> **Supplied information**
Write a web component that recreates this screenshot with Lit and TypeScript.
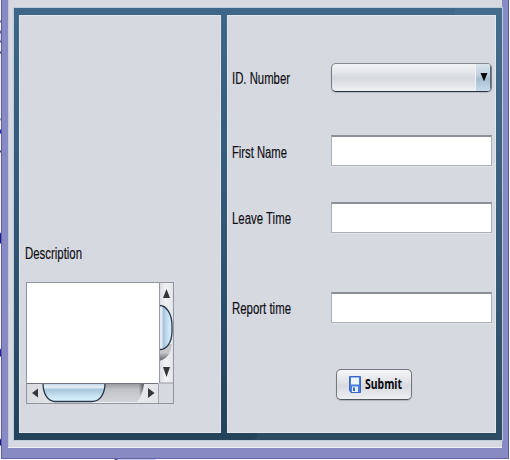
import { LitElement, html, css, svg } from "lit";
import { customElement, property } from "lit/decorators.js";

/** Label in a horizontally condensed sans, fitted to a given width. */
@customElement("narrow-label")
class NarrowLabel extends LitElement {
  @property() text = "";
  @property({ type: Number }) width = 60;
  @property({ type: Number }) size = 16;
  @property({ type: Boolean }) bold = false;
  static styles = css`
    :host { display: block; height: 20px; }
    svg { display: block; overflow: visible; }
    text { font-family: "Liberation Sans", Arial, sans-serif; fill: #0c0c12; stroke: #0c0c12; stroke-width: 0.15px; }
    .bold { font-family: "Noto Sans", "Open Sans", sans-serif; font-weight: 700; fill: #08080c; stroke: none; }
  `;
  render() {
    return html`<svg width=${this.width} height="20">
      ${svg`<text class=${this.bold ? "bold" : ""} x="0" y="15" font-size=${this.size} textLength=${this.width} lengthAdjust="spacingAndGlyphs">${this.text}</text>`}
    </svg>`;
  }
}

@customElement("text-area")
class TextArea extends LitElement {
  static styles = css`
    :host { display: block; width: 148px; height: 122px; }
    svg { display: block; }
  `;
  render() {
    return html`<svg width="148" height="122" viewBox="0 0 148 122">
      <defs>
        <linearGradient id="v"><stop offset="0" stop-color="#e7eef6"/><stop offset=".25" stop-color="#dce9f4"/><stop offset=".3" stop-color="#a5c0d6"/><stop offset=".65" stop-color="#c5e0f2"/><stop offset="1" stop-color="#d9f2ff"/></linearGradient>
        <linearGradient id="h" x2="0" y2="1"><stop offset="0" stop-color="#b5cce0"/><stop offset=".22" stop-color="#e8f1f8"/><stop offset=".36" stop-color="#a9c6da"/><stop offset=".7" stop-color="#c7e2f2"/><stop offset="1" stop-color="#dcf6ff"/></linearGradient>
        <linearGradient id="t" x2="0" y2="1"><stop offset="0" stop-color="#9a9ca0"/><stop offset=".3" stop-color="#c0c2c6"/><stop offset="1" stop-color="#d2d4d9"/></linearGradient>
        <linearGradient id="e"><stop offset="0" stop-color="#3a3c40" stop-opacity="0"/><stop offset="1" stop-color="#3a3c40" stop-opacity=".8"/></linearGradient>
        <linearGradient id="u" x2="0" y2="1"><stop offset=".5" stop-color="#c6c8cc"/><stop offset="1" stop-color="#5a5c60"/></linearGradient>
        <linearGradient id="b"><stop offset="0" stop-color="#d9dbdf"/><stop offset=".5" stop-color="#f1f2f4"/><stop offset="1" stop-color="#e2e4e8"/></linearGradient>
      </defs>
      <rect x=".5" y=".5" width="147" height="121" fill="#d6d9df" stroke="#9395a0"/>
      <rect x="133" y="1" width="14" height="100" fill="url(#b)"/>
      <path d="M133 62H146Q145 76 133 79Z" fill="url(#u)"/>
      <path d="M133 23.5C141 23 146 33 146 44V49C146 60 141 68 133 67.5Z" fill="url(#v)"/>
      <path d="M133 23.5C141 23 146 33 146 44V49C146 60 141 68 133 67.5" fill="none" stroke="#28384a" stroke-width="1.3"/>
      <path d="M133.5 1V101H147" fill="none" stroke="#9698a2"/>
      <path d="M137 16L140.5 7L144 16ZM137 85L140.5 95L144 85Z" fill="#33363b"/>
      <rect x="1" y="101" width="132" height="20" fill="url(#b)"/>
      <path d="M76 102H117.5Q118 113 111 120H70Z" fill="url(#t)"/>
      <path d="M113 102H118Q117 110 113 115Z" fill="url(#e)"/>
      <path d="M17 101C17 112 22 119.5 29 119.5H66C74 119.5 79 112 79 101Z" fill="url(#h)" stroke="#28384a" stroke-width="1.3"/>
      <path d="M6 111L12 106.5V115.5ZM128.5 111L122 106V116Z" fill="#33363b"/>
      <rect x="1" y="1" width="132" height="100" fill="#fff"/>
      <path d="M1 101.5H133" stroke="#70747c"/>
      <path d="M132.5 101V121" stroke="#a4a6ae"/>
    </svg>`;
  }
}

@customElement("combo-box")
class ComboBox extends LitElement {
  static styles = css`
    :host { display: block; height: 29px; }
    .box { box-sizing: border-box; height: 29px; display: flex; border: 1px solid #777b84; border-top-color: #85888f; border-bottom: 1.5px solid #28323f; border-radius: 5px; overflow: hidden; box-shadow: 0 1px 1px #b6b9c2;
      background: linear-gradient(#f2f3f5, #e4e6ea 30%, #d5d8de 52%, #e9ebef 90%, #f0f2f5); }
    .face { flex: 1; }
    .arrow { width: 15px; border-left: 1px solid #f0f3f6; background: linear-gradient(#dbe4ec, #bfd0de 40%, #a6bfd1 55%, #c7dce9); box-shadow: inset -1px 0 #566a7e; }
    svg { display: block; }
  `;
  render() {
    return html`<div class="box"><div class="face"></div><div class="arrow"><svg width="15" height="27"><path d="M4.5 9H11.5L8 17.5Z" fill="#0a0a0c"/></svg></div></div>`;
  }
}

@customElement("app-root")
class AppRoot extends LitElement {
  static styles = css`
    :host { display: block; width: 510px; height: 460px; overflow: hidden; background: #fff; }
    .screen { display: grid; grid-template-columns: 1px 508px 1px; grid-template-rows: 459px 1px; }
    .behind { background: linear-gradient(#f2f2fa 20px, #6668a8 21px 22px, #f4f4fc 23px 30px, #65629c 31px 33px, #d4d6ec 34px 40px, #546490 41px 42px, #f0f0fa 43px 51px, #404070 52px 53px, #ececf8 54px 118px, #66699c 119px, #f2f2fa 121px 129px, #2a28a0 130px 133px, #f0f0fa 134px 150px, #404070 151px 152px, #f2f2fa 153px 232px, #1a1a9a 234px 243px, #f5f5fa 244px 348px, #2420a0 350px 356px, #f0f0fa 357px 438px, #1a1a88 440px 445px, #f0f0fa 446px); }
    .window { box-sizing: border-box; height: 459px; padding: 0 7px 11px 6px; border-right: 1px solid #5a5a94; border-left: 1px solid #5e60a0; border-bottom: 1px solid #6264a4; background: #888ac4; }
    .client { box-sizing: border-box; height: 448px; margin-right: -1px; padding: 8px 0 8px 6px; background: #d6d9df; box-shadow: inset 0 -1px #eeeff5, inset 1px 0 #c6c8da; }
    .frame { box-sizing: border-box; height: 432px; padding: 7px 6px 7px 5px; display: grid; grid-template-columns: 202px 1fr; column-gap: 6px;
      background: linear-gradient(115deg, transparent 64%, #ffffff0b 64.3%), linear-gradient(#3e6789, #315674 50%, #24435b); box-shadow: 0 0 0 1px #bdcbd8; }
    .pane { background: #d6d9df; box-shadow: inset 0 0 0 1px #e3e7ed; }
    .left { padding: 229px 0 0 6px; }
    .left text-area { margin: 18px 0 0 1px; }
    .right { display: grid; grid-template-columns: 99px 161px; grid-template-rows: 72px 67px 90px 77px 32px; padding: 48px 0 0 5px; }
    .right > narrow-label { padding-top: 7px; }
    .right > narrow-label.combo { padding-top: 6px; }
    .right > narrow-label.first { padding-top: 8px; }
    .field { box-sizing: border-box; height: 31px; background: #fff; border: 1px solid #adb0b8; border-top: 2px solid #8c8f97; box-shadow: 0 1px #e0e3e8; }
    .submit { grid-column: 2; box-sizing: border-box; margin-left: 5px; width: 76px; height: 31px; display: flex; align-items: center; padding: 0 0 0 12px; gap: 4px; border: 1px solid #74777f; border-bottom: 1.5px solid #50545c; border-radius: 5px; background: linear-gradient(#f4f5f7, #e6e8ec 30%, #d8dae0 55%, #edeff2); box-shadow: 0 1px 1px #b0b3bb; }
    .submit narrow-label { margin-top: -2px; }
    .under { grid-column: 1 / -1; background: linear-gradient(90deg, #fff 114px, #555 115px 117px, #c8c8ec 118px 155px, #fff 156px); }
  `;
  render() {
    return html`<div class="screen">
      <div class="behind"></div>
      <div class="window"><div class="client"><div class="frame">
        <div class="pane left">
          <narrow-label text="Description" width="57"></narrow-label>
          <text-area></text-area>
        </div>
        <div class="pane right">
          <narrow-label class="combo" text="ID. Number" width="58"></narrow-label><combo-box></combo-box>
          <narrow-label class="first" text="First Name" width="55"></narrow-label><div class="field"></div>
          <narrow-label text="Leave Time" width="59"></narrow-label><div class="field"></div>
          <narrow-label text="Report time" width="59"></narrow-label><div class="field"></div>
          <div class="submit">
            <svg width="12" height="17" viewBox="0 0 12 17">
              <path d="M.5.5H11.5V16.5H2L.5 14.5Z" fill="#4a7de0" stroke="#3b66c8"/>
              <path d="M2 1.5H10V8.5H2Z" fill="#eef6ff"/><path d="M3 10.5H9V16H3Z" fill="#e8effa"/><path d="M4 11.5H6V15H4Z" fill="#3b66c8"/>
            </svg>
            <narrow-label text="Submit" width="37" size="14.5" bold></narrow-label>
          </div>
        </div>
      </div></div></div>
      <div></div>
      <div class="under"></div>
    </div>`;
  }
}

> **Your task**
Tally up the lines of the listing containing the word "this". Give only the total.

> **Response to the exercise**
3